An hour later I walked into the apartment of Herb Gross-man on Park Avenue in New York. Herb was to be the conductor for the tour. I had never met a more gifted, sensitive and giving individual in my theatrical experiences. I found myself in the company of two men whose ideas and energy and attitudes and talent moved me and excited me very deeply. Something in that meeting, the chemistry, the timing, the people, the project involved, brought out the best in me and I gave a very successful audition. Shaktman admitted that he was shaken. I think that he had gone through the motions of the meeting simply as a kindness in response to the onslaught of my enthusiasm. Now he was really in a position where he had to re-evaluate all of his thinking about the casting of the famous milkman, Tevye. A tall, skinny Tevye who was best known for having played a character with pointed ears was not quite what he had in mind when he first started thinking about the role. He told me that he'd give it serious consideration, asked where he could reach me during the next few days and we parted very warmly. At the least, I felt that I had given it my best shot.

I went to Boston and spent a day with my parents and then returned to California to prepare for the trip to Spain.

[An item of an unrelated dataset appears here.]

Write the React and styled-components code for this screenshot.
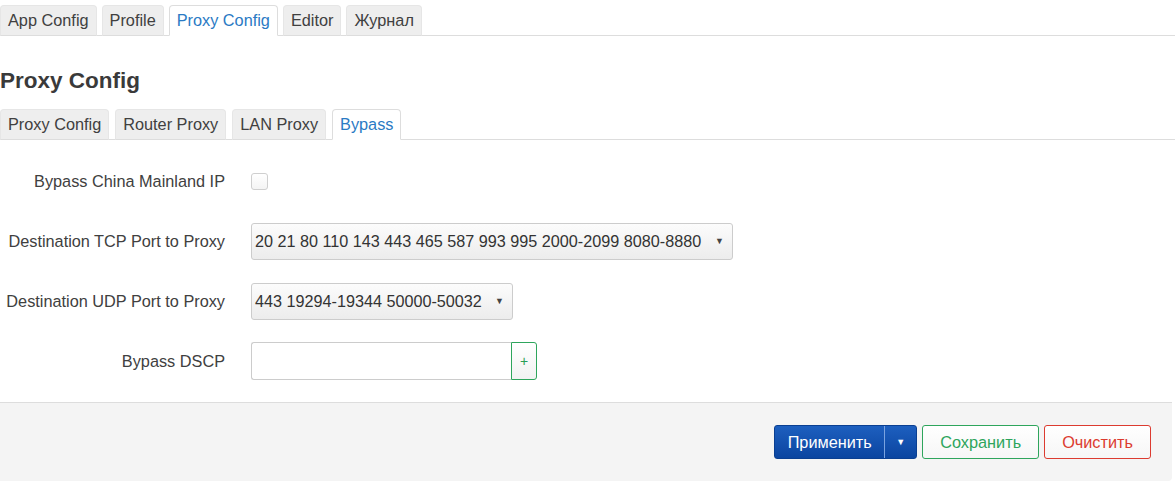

I was back in Los Angeles on Thursday evening, April 1st, and spent a long three days wondering about Shaktman's thoughts about our working together. The following Wednesday, I was scheduled to leave for Spain. On Monday morning I had run out of patience. I could no longer be cool and wait for a phone call. I called Eric Schepard to tell him that I had to make some decisions. Either I was to leave immediately for New York to spend some time with Shaktman and Grossman, or else the opportunity would be lost and I would be off to Spain without the Fiddler script.

While I had Eric Schepard on the phone and was putting the questions to him, he was receiving a call from Ben Shaktman, who was trying to reach me. Schepard said, "Hang up—Ben Shaktman will be calling you momentarily." I did as I was told, answered the phone when it rang, and heard Ben Shaktman say, "Are you still interested in playing Tevye?" The next morning I was on my way to New York. I spent much of the next 24 hours working with Shaktman and Grossman in a small studio with a piano. On a cassette recorder we taped all of the music that I could work on while I was away. We parted with much excitement and much anticipation. I left for Spain with Fiddler on the Roof, Callow, which was the western I was about to do, and my camera all neatly tucked away in my baggage.

Within 90 days of having completed my work on Mission: Impossible I had stepped onto a platform which would rocket me off in three major areas. A motion picture, a very exciting theatrical tour and a photographic trip.